(begin)

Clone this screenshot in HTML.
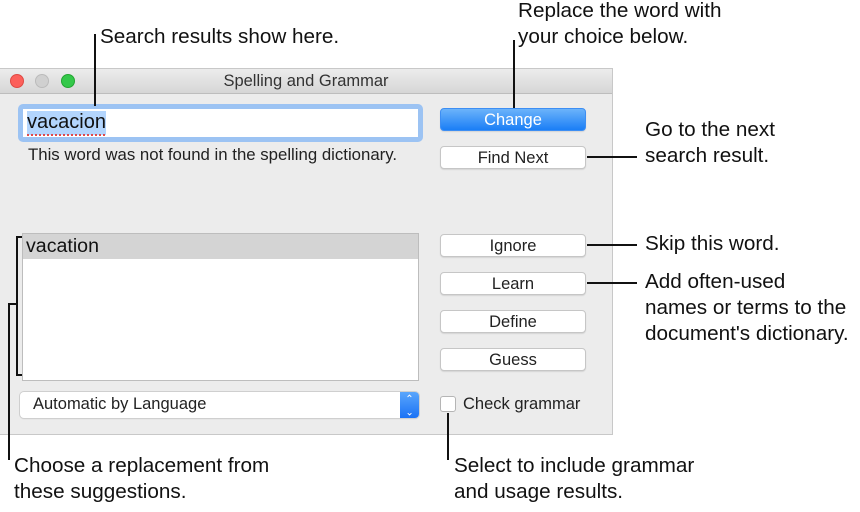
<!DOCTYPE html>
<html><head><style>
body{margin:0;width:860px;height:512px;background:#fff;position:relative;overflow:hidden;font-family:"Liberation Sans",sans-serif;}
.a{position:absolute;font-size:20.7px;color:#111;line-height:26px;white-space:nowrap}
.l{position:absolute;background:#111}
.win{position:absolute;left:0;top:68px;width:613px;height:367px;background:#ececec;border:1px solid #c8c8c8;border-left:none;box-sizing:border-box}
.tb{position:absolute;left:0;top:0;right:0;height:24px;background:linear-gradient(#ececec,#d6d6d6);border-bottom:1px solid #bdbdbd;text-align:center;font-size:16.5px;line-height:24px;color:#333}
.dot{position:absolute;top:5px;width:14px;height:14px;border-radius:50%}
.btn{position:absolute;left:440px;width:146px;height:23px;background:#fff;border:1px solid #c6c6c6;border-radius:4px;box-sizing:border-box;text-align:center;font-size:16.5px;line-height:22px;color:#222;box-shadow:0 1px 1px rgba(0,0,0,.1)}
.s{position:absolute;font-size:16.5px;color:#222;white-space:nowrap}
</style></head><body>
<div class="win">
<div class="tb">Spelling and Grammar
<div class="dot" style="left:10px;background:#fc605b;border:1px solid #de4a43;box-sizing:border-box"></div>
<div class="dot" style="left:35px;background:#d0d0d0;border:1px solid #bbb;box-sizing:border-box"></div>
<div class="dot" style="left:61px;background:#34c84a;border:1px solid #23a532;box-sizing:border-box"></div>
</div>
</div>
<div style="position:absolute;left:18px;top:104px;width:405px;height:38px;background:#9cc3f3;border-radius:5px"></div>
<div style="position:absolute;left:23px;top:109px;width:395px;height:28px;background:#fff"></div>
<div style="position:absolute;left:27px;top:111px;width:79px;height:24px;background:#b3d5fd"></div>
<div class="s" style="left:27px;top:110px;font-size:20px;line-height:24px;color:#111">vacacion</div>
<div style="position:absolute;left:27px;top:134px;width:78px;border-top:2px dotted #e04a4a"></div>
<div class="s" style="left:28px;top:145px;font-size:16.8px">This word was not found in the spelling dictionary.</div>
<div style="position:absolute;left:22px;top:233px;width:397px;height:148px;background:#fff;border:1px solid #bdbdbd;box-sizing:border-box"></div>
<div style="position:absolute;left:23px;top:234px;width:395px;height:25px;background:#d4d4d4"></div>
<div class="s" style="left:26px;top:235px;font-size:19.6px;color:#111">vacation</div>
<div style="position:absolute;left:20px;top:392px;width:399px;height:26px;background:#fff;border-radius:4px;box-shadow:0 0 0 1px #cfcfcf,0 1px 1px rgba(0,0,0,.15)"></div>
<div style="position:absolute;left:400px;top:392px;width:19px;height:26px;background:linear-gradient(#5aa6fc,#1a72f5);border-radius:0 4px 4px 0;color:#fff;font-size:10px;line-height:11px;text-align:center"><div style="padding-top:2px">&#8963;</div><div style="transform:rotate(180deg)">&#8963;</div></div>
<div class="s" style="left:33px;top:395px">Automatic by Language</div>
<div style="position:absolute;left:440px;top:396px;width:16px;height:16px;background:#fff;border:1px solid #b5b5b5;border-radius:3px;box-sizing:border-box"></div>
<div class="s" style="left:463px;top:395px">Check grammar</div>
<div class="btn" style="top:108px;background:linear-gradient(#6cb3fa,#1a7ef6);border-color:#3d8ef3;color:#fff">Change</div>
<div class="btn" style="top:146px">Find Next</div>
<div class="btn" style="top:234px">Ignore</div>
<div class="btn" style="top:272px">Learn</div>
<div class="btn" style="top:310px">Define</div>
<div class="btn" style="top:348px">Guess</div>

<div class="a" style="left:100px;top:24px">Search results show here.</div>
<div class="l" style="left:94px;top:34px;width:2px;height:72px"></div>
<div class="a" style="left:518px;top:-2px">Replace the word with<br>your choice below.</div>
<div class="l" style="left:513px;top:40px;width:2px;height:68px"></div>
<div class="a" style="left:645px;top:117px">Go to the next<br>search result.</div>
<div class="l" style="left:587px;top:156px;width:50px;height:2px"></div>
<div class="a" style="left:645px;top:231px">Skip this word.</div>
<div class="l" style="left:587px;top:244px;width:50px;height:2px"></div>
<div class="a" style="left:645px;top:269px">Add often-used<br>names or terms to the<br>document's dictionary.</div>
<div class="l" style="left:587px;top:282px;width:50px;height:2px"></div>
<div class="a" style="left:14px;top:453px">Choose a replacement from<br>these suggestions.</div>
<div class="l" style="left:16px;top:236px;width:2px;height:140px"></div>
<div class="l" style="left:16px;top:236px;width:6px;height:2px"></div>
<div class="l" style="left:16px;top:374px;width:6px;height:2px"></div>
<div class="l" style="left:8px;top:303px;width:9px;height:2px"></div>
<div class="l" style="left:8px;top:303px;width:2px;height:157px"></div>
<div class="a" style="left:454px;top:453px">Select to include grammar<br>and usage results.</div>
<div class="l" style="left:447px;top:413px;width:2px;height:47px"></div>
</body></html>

(end)
(begin)

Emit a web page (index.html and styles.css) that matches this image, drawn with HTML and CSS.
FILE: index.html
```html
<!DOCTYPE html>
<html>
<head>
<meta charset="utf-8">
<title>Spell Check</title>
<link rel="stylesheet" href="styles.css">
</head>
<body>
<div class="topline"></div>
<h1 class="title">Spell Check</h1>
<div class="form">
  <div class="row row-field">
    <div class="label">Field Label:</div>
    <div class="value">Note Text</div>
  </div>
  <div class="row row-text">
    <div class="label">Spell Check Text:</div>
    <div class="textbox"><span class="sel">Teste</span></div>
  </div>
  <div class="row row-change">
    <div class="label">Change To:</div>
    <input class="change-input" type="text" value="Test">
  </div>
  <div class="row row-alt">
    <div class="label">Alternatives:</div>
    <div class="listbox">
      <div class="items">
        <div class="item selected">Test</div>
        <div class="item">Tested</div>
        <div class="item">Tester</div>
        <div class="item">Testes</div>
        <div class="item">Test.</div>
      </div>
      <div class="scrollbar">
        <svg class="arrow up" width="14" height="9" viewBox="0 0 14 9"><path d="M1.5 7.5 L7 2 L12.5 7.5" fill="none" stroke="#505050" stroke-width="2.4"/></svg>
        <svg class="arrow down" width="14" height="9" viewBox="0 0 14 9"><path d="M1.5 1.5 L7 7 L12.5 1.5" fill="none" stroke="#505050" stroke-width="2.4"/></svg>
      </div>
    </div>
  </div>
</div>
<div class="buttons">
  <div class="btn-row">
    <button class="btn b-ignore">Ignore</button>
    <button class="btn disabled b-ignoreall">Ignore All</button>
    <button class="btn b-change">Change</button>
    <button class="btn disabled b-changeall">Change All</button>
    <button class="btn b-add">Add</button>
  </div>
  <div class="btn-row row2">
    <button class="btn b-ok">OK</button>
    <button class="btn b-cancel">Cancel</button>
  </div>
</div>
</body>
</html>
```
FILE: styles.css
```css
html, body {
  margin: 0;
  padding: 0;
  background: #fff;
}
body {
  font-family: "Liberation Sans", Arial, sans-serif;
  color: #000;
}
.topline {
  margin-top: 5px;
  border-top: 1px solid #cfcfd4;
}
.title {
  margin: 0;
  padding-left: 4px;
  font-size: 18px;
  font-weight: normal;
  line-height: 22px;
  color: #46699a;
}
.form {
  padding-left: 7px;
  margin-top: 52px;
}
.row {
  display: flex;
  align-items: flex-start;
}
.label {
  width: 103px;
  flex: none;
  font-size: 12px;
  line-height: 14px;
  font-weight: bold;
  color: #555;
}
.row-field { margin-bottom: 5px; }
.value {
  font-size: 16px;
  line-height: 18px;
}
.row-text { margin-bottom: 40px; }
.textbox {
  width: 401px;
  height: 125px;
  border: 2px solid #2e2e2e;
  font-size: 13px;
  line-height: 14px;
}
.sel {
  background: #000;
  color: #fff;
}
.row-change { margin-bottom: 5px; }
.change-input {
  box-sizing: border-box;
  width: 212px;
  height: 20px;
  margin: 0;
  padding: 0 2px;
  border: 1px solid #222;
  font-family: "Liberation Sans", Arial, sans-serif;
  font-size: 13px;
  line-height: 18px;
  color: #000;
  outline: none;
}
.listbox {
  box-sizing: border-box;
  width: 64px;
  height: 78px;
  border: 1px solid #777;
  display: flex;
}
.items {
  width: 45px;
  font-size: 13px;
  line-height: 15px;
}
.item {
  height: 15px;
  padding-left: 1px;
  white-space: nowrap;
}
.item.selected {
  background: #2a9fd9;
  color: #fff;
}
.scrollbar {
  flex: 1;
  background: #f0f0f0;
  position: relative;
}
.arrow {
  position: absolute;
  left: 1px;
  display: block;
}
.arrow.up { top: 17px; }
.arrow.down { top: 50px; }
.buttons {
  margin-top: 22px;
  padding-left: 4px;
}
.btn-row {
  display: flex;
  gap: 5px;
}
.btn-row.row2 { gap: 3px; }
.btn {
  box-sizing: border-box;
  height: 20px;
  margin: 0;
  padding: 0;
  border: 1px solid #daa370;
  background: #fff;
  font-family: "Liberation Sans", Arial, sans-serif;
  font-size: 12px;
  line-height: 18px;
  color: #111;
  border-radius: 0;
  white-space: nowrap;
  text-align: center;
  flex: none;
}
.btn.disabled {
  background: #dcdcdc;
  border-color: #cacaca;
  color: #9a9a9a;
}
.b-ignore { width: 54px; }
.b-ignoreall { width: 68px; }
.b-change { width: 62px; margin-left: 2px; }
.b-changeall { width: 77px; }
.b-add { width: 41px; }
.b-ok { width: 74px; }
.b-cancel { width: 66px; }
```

(end)
(begin)

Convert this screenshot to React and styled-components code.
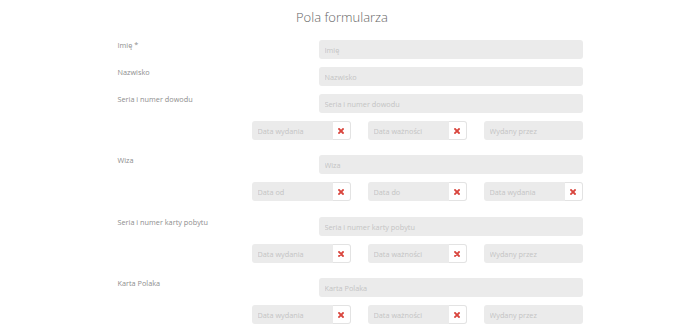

(end)

■ WHAT YOU HAVE TO DO ■
Identify and copy the lines holding the word "index".

■ SOLUTION TO THIS PROBLEM ■
Emit a web page (index.html and styles.css) that matches this image, drawn with HTML and CSS.
FILE: index.html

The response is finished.